Never heard of UMi, neither have you, don’t pretend. So was leery of taking a risk. How their selling fingerprint ID-toting, USB-C, nigh indestructable boot unlocked phones for the price gap between iPhone models reeks of dark magicks to me. I wanted in on that. I’ve seriously drooled over this phone on nights. You can ask my fiance to check my pillow. Not sure how she’d respond honestly, because that’s a pretty weird request. In the end, this phone was too new, online ordering was needed, and not enough reviews had come out for me to really guage it. I like the bezel-less sides, the curved glass screen, the overall design other than a certain thickness it seems to have, but really it was a lack of people saying anything negative, and thus in my mind balanced, about this phone that steered me away.
So here it is, my new phone as of tomorrow. Or the next day. Or never.
Anticlimactic? Yep. Uninspired? Sure. Imbecilic? Whoa there. Right on my 1K price point, I’m getting a four month old phone from a company that’s launched 12 models this year to date, and abandoned the older models cold. This one’s rumoured to be getting an update soon as well, oh happy day. Same specs as the rest, but ‘unapologetically plastic’. Meizu is a well-known name, it’s got that going for it. You’re probably all nodding right now and thinking ‘good ol’ Meizu, that Chinese company famous for… A really stupid logo’. But, authentic retail presence in my town! Listing on GSMArena! A UI Western reviewers have been heard to call ‘less than horrendous’! This is as good as it gets, guys.

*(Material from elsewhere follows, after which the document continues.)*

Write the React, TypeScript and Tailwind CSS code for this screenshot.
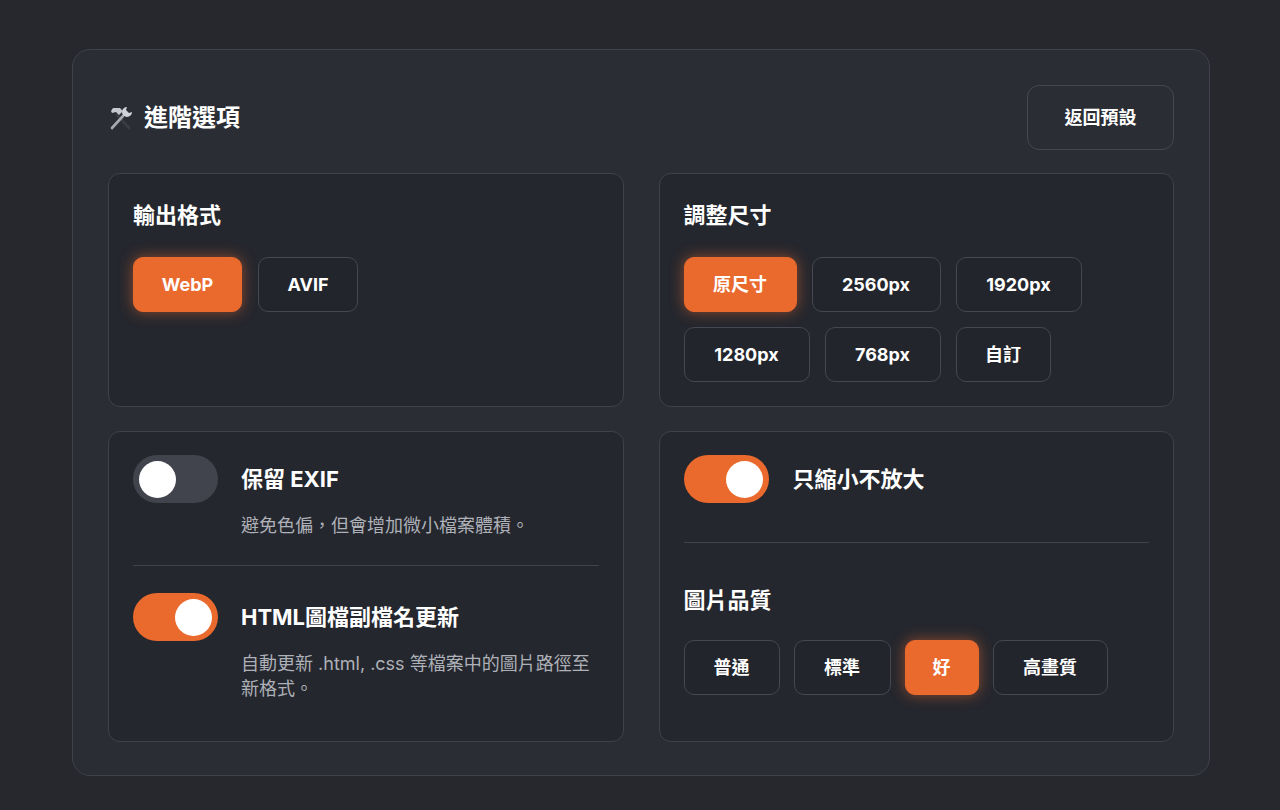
import React, { useState } from "react";

const F = { fontFamily: '"Inter","Noto Sans CJK TC",sans-serif' };

function Btn({ label, active, w, onClick }: { label: string; active?: boolean; w: string; onClick?: () => void }) {
  return (
    <button
      onClick={onClick}
      className={`${w} h-[55px] rounded-[10px] text-[18px] font-bold text-white flex items-center justify-center ${
        active
          ? "bg-[#ea692d] shadow-[0_0_14px_rgba(234,105,45,0.55)] border border-[#ea692d]"
          : "bg-[#23252c] border border-[#454852]"
      }`}
    >
      {label}
    </button>
  );
}

function Toggle({ on, onClick }: { on: boolean; onClick: () => void }) {
  return (
    <button
      onClick={onClick}
      className={`w-[85px] h-[48px] rounded-full shrink-0 flex items-center px-[6px] ${
        on ? "bg-[#ea692d] justify-end" : "bg-[#41444d] justify-start"
      }`}
    >
      <span className="w-[37px] h-[37px] rounded-full bg-white block" />
    </button>
  );
}

function Tools() {
  return (
    <svg width="26" height="26" viewBox="0 0 26 26">
      <path d="M21 23 L9 10" stroke="#3a3c42" strokeWidth="3" strokeLinecap="round" />
      <path d="M5 3 L12 3 L15 6 L11 10 L8 7 L4 8 L3 6 Z" fill="#c4c7cd" />
      <path d="M4 23 L15 11" stroke="#a6a9b0" strokeWidth="2.6" strokeLinecap="round" />
      <path d="M19 2 A5 5 0 1 0 24 7 L21 8 L18 5 Z" fill="#d0d3d8" />
    </svg>
  );
}

export default function App() {
  const [fmt, setFmt] = useState("WebP");
  const [size, setSize] = useState("原尺寸");
  const [q, setQ] = useState("好");
  const [exif, setExif] = useState(false);
  const [html, setHtml] = useState(true);
  const [shrink, setShrink] = useState(true);
  const card = "rounded-[12px] border border-[#3f424b] bg-[#25272e] p-6";
  return (
    <div style={F} className="w-[1280px] h-[810px] bg-[#26282e] pt-[49px] pl-[72px]">
      <div className="w-[1138px] h-[727px] rounded-[18px] border border-[#3f424b] bg-[#2b2d35] px-[35px] pt-[35px]">
        <div className="flex items-center justify-between h-[65px]">
          <div className="flex items-center gap-[10px]">
            <Tools />
            <span className="text-[24px] font-bold text-white">進階選項</span>
          </div>
          <button className="w-[147px] h-[65px] rounded-[12px] border border-[#454852] bg-[#2b2d35] text-white text-[18px] font-bold">
            返回預設
          </button>
        </div>
        <div className="grid grid-cols-2 gap-x-[35px] gap-y-[24px] mt-[23px]">
          <div className={`${card} h-[234px]`}>
            <div className="text-[22px] font-bold text-white leading-[30px] mt-[2px]">輸出格式</div>
            <div className="flex gap-[16px] mt-[27px]">
              {[["WebP", "w-[109px]"], ["AVIF", "w-[100px]"]].map(([l, w]) => (
                <Btn key={l} label={l} w={w} active={fmt === l} onClick={() => setFmt(l)} />
              ))}
            </div>
          </div>
          <div className={`${card} h-[234px]`}>
            <div className="text-[22px] font-bold text-white leading-[30px] mt-[2px]">調整尺寸</div>
            <div className="flex flex-wrap gap-x-[15px] gap-y-[15px] mt-[27px] w-[420px]">
              {[["原尺寸", "w-[113px]"], ["2560px", "w-[129px]"], ["1920px", "w-[126px]"], ["1280px", "w-[126px]"], ["768px", "w-[116px]"], ["自訂", "w-[95px]"]].map(([l, w]) => (
                <Btn key={l} label={l} w={w} active={size === l} onClick={() => setSize(l)} />
              ))}
            </div>
          </div>
          <div className={`${card} h-[311px] pt-[23px]`}>
            <div className="flex gap-[23px]">
              <Toggle on={exif} onClick={() => setExif(!exif)} />
              <div>
                <div className="text-[22px] font-bold text-white leading-[48px]">保留 EXIF</div>
                <div className="text-[18px] text-[#aeb1b8] mt-[10px] leading-[25px]">避免色偏，但會增加微小檔案體積。</div>
              </div>
            </div>
            <div className="h-px bg-[#40434c] mt-[27px] mb-[27px]" />
            <div className="flex gap-[23px]">
              <Toggle on={html} onClick={() => setHtml(!html)} />
              <div>
                <div className="text-[22px] font-bold text-white leading-[48px]">HTML圖檔副檔名更新</div>
                <div className="text-[18px] text-[#aeb1b8] mt-[10px] leading-[25px]">
                  自動更新 .html, .css 等檔案中的圖片路徑至<br />新格式。
                </div>
              </div>
            </div>
          </div>
          <div className={`${card} h-[311px] pt-[23px]`}>
            <div className="flex gap-[24px] items-center">
              <Toggle on={shrink} onClick={() => setShrink(!shrink)} />
              <div className="text-[22px] font-bold text-white">只縮小不放大</div>
            </div>
            <div className="h-px bg-[#40434c] mt-[39px]" />
            <div className="text-[22px] font-bold text-white leading-[30px] mt-[42px]">圖片品質</div>
            <div className="flex gap-[14px] mt-[25px]">
              {[["普通", "w-[96px]"], ["標準", "w-[97px]"], ["好", "w-[74px]"], ["高畫質", "w-[115px]"]].map(([l, w]) => (
                <Btn key={l} label={l} w={w} active={q === l} onClick={() => setQ(l)} />
              ))}
            </div>
          </div>
        </div>
      </div>
    </div>
  );
}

Assuming I can get the correct sub-model, maybe an ambitious assumption that depends greatly on the English level of the store staff at the time of my visit, and their honesty in answering my technical and potentially difficult question, this phone will work in the UK. If all goes well, I will be proud owner of a phone one could call extremely plastic, with a screen I’ve read that is much, much poorer in sunlight than it’s predecessor, and that will require the following of obscure Internet teachings to unlock it’s inner root, to disable the dreaded bloat, and install the sacred GApps. But then life shall be good again. 3G and 4G will rain down from the heavens, and instead of slipping through my hands while my dumb three-legged Ondie looks on in glassy-eyed silence, I will catch them on my 5.5 inch glassy rectangular umbrella, and I will hurl my tweets back into the uncaring Chinese sky.
God I miss having a phone. Having an 8 inch tablet in your pants make people think you’re a little over-excited to see them, and I hate to be a disappointment.